Source data:
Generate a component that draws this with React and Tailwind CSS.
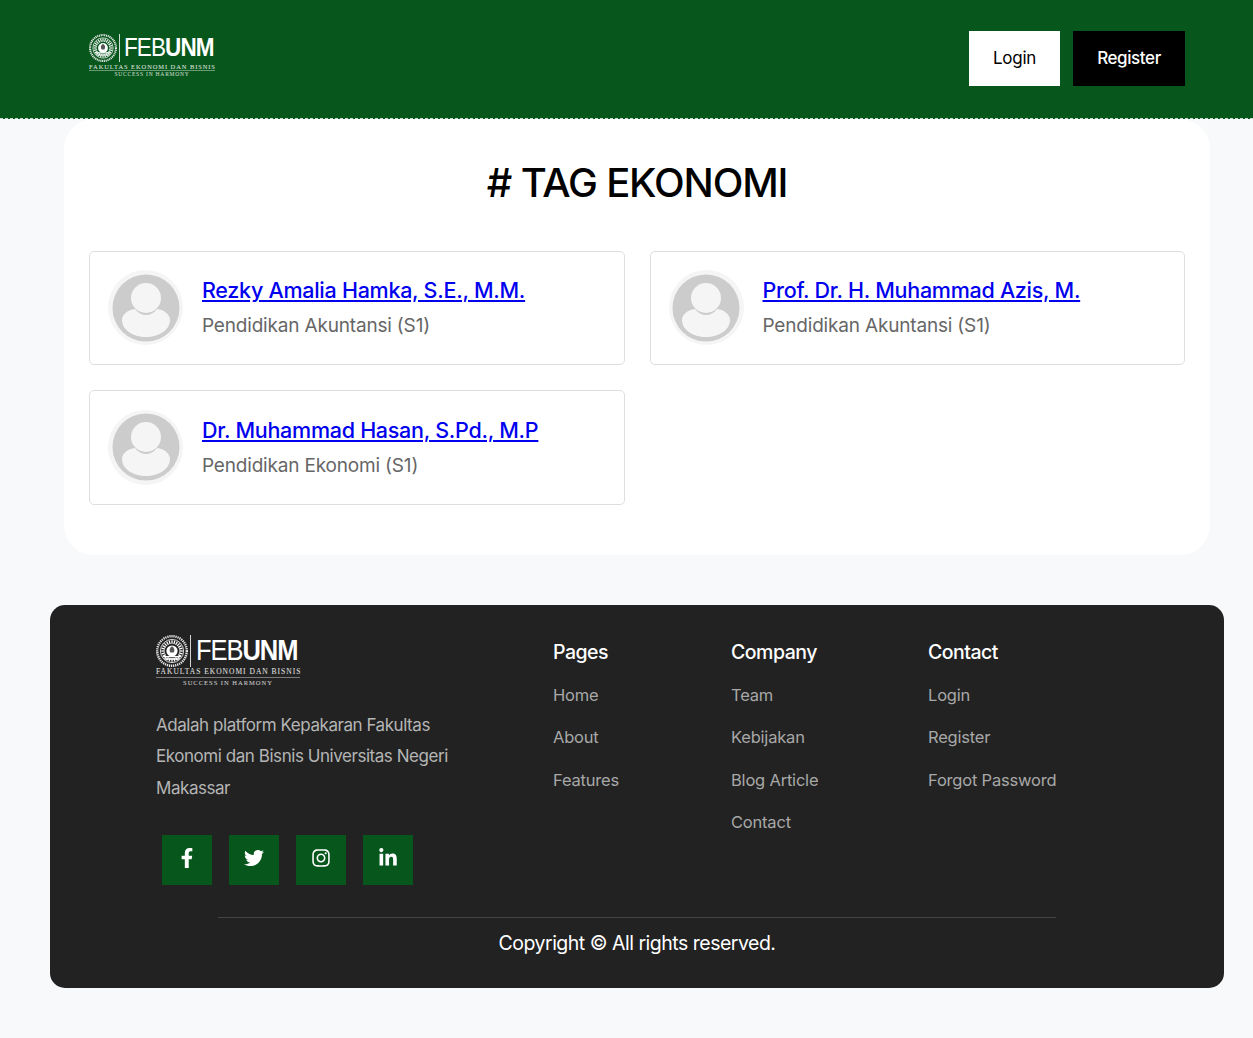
import { FaFacebookF, FaTwitter, FaInstagram, FaLinkedinIn } from "react-icons/fa";

const font = "font-['Inter','Noto_Sans',sans-serif]";

function Emblem({ size }) {
  const spokes = Array.from({ length: 24 }, (_, i) => i * 15);
  return (
    <svg width={size} height={size} viewBox="0 0 40 40" className="shrink-0">
      <circle cx="20" cy="20" r="18.5" fill="none" stroke="#e8e8e8" strokeWidth="3" strokeDasharray="1.6 1" />
      <circle cx="20" cy="20" r="14.5" fill="none" stroke="#fff" strokeWidth="1" />
      {spokes.map((a) => (
        <line key={a} x1="20" y1="6.5" x2="20" y2="11" stroke="#fff" strokeWidth="1.6" transform={`rotate(${a} 20 20)`} />
      ))}
      <circle cx="20" cy="20" r="7" fill="#fff" />
      <path d="M20 14c-3 2-4 5-2 8h4c2-3 1-6-2-8z" fill="#555" />
      <path d="M9 27h22M11 30h18" stroke="#fff" strokeWidth="1.6" />
    </svg>
  );
}

function Logo({ big }) {
  const w = big ? "w-[144px]" : "w-[126px]";
  return (
    <div className={`${w} flex flex-col items-center`}>
      <div className={`flex items-center w-full ${big ? "h-[32px] gap-[2px]" : "h-[30px] gap-[2px]"}`}>
        <Emblem size={big ? 32 : 28} />
        <div className={`w-px shrink-0 bg-white/80 ${big ? "h-[32px]" : "h-[28px]"}`}></div>
        <div
          className={`flex origin-left font-['Liberation_Sans',sans-serif] text-white leading-none ${
            big ? "text-[29px] tracking-[-1.2px] ml-[3px] scale-x-[.88]" : "text-[25px] tracking-[-1px] ml-[2px] -mt-[2px] scale-x-90"
          }`}
        >
          <span className="font-normal">FEB</span>
          <span className="font-bold">UNM</span>
        </div>
      </div>
      <div
        className={`font-['Liberation_Serif',serif] text-white/90 w-full whitespace-nowrap text-center border-b border-white/40 ${
          big ? "text-[7.5px] tracking-[1px] leading-[10px]" : "text-[6.5px] tracking-[0.9px] leading-[7px]"
        }`}
      >
        FAKULTAS EKONOMI DAN BISNIS
      </div>
      <div
        className={`font-['Liberation_Serif',serif] text-white/80 whitespace-nowrap ${
          big ? "text-[6.5px] tracking-[1px] leading-[9px]" : "text-[5.5px] tracking-[0.8px] leading-[7px]"
        }`}
      >
        SUCCESS IN HARMONY
      </div>
    </div>
  );
}

function Avatar() {
  return (
    <div className="w-[75px] h-[75px] rounded-full bg-[#f5f5f5] flex items-center justify-center shrink-0">
      <svg width="68" height="68" viewBox="0 0 68 68">
        <circle cx="34" cy="34" r="33.5" fill="#cccccc" />
        <circle cx="34" cy="24" r="15" fill="#f5f5f5" />
        <path
          d="M10 46C10 40 16 36 23 35C26 39 30 41 34 41C38 41 42 39 45 35C52 36 58 40 58 46C58 56 47 63 34 63C21 63 10 56 10 46Z"
          fill="#f5f5f5"
        />
      </svg>
    </div>
  );
}

function PersonCard({ name, program }) {
  return (
    <div className="h-[114.5px] bg-white border border-[#dedede] rounded-[5px] flex items-center pl-[18px] gap-[19px]">
      <Avatar />
      <div>
        <a href="#" className="block text-[21.5px] leading-[30px] tracking-[-0.27px] font-medium text-[#0000ee] underline">
          {name}
        </a>
        <p className="text-[19px] leading-[28px] mt-[7px] tracking-[-0.18px] text-[#666666]">{program}</p>
      </div>
    </div>
  );
}

function FooterColumn({ title, links, width }) {
  return (
    <div className={width}>
      <h4 className="text-[19.5px] leading-[30px] mt-[2px] tracking-[-0.5px] font-medium text-white">{title}</h4>
      <ul className="mt-[15px] flex flex-col gap-[16.5px]">
        {links.map((link) => (
          <li key={link} className="text-[16.5px] leading-[26px] tracking-[-0.2px] text-[#a8a8a8]">
            {link}
          </li>
        ))}
      </ul>
    </div>
  );
}

const socials = [FaFacebookF, FaTwitter, FaInstagram, FaLinkedinIn];

export default function App() {
  return (
    <div className={`${font} bg-[#f8f9fa] min-h-[1038px] pb-[50px]`}>
      {/* header */}
      <header className="h-[119px] bg-[#07561c] border-b border-dashed border-white/80 flex items-start justify-between pl-[89px] pr-[68px]">
        <div className="mt-[33px]">
          <Logo />
        </div>
        <div className="flex gap-[13px] mt-[31px]">
          <button className="w-[91px] h-[55px] bg-white text-black text-[17px] tracking-[-0.25px]">Login</button>
          <button className="w-[112px] h-[55px] bg-black text-white text-[17px] tracking-[-0.4px] font-medium">Register</button>
        </div>
      </header>

      {/* tag content */}
      <main className="mx-[64px] mr-[43px] bg-white rounded-[30px] px-[25px] pb-[50.4px]">
        <h1 className="text-center text-[40px] leading-[48px] tracking-[-1.15px] font-medium text-black pt-[39.5px]">
          # TAG EKONOMI
        </h1>
        <div className="grid grid-cols-2 gap-[25px] mt-[44.1px]">
          <PersonCard name="Rezky Amalia Hamka, S.E., M.M." program="Pendidikan Akuntansi (S1)" />
          <PersonCard name="Prof. Dr. H. Muhammad Azis, M." program="Pendidikan Akuntansi (S1)" />
          <PersonCard name="Dr. Muhammad Hasan, S.Pd., M.P" program="Pendidikan Ekonomi (S1)" />
        </div>
      </main>

      {/* footer */}
      <footer className="mt-[50px] ml-[50px] mr-[29px] h-[383px] bg-[#222222] rounded-[15px] pt-[30px]">
        <div className="flex h-[282px] pl-[106px]">
          <div className="w-[397px]">
            <Logo big />
            <p className="mt-[23px] w-[300px] text-[17px] leading-[31.5px] tracking-[-0.45px] text-[#b5b5b5]">
              Adalah platform Kepakaran Fakultas Ekonomi dan Bisnis Universitas Negeri Makassar
            </p>
            <div className="flex gap-[17px] mt-[30.5px] ml-[6px]">
              {socials.map((Icon, i) => (
                <a key={i} href="#" className="w-[50px] h-[50px] bg-[#07561c] flex items-center justify-center pb-[4px] text-white text-[20px]">
                  <Icon />
                </a>
              ))}
            </div>
          </div>
          <FooterColumn width="w-[178px]" title="Pages" links={["Home", "About", "Features"]} />
          <FooterColumn width="w-[197px]" title="Company" links={["Team", "Kebijakan", "Blog Article", "Contact"]} />
          <FooterColumn width="w-[140px]" title="Contact" links={["Login", "Register", "Forgot Password"]} />
        </div>
        <div className="ml-[168px] w-[838px] border-t border-[#444444]">
          <p className="text-center text-[19.5px] leading-[30px] tracking-[-0.5px] text-white mt-[10px]">
            Copyright © All rights reserved.
          </p>
        </div>
      </footer>
    </div>
  );
}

Given exercise: Write out every line above exactly as it is, leaving out the pictures.

Exercise output:
Generate a component that draws this with React and Tailwind CSS.
import { FaFacebookF, FaTwitter, FaInstagram, FaLinkedinIn } from "react-icons/fa";

const font = "font-['Inter','Noto_Sans',sans-serif]";

function Emblem({ size }) {
  const spokes = Array.from({ length: 24 }, (_, i) => i * 15);
  return (
    <svg width={size} height={size} viewBox="0 0 40 40" className="shrink-0">
      <circle cx="20" cy="20" r="18.5" fill="none" stroke="#e8e8e8" strokeWidth="3" strokeDasharray="1.6 1" />
      <circle cx="20" cy="20" r="14.5" fill="none" stroke="#fff" strokeWidth="1" />
      {spokes.map((a) => (
        <line key={a} x1="20" y1="6.5" x2="20" y2="11" stroke="#fff" strokeWidth="1.6" transform={`rotate(${a} 20 20)`} />
      ))}
      <circle cx="20" cy="20" r="7" fill="#fff" />
      <path d="M20 14c-3 2-4 5-2 8h4c2-3 1-6-2-8z" fill="#555" />
      <path d="M9 27h22M11 30h18" stroke="#fff" strokeWidth="1.6" />
    </svg>
  );
}

function Logo({ big }) {
  const w = big ? "w-[144px]" : "w-[126px]";
  return (
    <div className={`${w} flex flex-col items-center`}>
      <div className={`flex items-center w-full ${big ? "h-[32px] gap-[2px]" : "h-[30px] gap-[2px]"}`}>
        <Emblem size={big ? 32 : 28} />
        <div className={`w-px shrink-0 bg-white/80 ${big ? "h-[32px]" : "h-[28px]"}`}></div>
        <div
          className={`flex origin-left font-['Liberation_Sans',sans-serif] text-white leading-none ${
            big ? "text-[29px] tracking-[-1.2px] ml-[3px] scale-x-[.88]" : "text-[25px] tracking-[-1px] ml-[2px] -mt-[2px] scale-x-90"
          }`}
        >
          <span className="font-normal">FEB</span>
          <span className="font-bold">UNM</span>
        </div>
      </div>
      <div
        className={`font-['Liberation_Serif',serif] text-white/90 w-full whitespace-nowrap text-center border-b border-white/40 ${
          big ? "text-[7.5px] tracking-[1px] leading-[10px]" : "text-[6.5px] tracking-[0.9px] leading-[7px]"
        }`}
      >
        FAKULTAS EKONOMI DAN BISNIS
      </div>
      <div
        className={`font-['Liberation_Serif',serif] text-white/80 whitespace-nowrap ${
          big ? "text-[6.5px] tracking-[1px] leading-[9px]" : "text-[5.5px] tracking-[0.8px] leading-[7px]"
        }`}
      >
        SUCCESS IN HARMONY
      </div>
    </div>
  );
}

function Avatar() {
  return (
    <div className="w-[75px] h-[75px] rounded-full bg-[#f5f5f5] flex items-center justify-center shrink-0">
      <svg width="68" height="68" viewBox="0 0 68 68">
        <circle cx="34" cy="34" r="33.5" fill="#cccccc" />
        <circle cx="34" cy="24" r="15" fill="#f5f5f5" />
        <path
          d="M10 46C10 40 16 36 23 35C26 39 30 41 34 41C38 41 42 39 45 35C52 36 58 40 58 46C58 56 47 63 34 63C21 63 10 56 10 46Z"
          fill="#f5f5f5"
        />
      </svg>
    </div>
  );
}

function PersonCard({ name, program }) {
  return (
    <div className="h-[114.5px] bg-white border border-[#dedede] rounded-[5px] flex items-center pl-[18px] gap-[19px]">
      <Avatar />
      <div>
        <a href="#" className="block text-[21.5px] leading-[30px] tracking-[-0.27px] font-medium text-[#0000ee] underline">
          {name}
        </a>
        <p className="text-[19px] leading-[28px] mt-[7px] tracking-[-0.18px] text-[#666666]">{program}</p>
      </div>
    </div>
  );
}

function FooterColumn({ title, links, width }) {
  return (
    <div className={width}>
      <h4 className="text-[19.5px] leading-[30px] mt-[2px] tracking-[-0.5px] font-medium text-white">{title}</h4>
      <ul className="mt-[15px] flex flex-col gap-[16.5px]">
        {links.map((link) => (
          <li key={link} className="text-[16.5px] leading-[26px] tracking-[-0.2px] text-[#a8a8a8]">
            {link}
          </li>
        ))}
      </ul>
    </div>
  );
}

const socials = [FaFacebookF, FaTwitter, FaInstagram, FaLinkedinIn];

export default function App() {
  return (
    <div className={`${font} bg-[#f8f9fa] min-h-[1038px] pb-[50px]`}>
      {/* header */}
      <header className="h-[119px] bg-[#07561c] border-b border-dashed border-white/80 flex items-start justify-between pl-[89px] pr-[68px]">
        <div className="mt-[33px]">
          <Logo />
        </div>
        <div className="flex gap-[13px] mt-[31px]">
          <button className="w-[91px] h-[55px] bg-white text-black text-[17px] tracking-[-0.25px]">Login</button>
          <button className="w-[112px] h-[55px] bg-black text-white text-[17px] tracking-[-0.4px] font-medium">Register</button>
        </div>
      </header>

      {/* tag content */}
      <main className="mx-[64px] mr-[43px] bg-white rounded-[30px] px-[25px] pb-[50.4px]">
        <h1 className="text-center text-[40px] leading-[48px] tracking-[-1.15px] font-medium text-black pt-[39.5px]">
          # TAG EKONOMI
        </h1>
        <div className="grid grid-cols-2 gap-[25px] mt-[44.1px]">
          <PersonCard name="Rezky Amalia Hamka, S.E., M.M." program="Pendidikan Akuntansi (S1)" />
          <PersonCard name="Prof. Dr. H. Muhammad Azis, M." program="Pendidikan Akuntansi (S1)" />
          <PersonCard name="Dr. Muhammad Hasan, S.Pd., M.P" program="Pendidikan Ekonomi (S1)" />
        </div>
      </main>

      {/* footer */}
      <footer className="mt-[50px] ml-[50px] mr-[29px] h-[383px] bg-[#222222] rounded-[15px] pt-[30px]">
        <div className="flex h-[282px] pl-[106px]">
          <div className="w-[397px]">
            <Logo big />
            <p className="mt-[23px] w-[300px] text-[17px] leading-[31.5px] tracking-[-0.45px] text-[#b5b5b5]">
              Adalah platform Kepakaran Fakultas Ekonomi dan Bisnis Universitas Negeri Makassar
            </p>
            <div className="flex gap-[17px] mt-[30.5px] ml-[6px]">
              {socials.map((Icon, i) => (
                <a key={i} href="#" className="w-[50px] h-[50px] bg-[#07561c] flex items-center justify-center pb-[4px] text-white text-[20px]">
                  <Icon />
                </a>
              ))}
            </div>
          </div>
          <FooterColumn width="w-[178px]" title="Pages" links={["Home", "About", "Features"]} />
          <FooterColumn width="w-[197px]" title="Company" links={["Team", "Kebijakan", "Blog Article", "Contact"]} />
          <FooterColumn width="w-[140px]" title="Contact" links={["Login", "Register", "Forgot Password"]} />
        </div>
        <div className="ml-[168px] w-[838px] border-t border-[#444444]">
          <p className="text-center text-[19.5px] leading-[30px] tracking-[-0.5px] text-white mt-[10px]">
            Copyright © All rights reserved.
          </p>
        </div>
      </footer>
    </div>
  );
}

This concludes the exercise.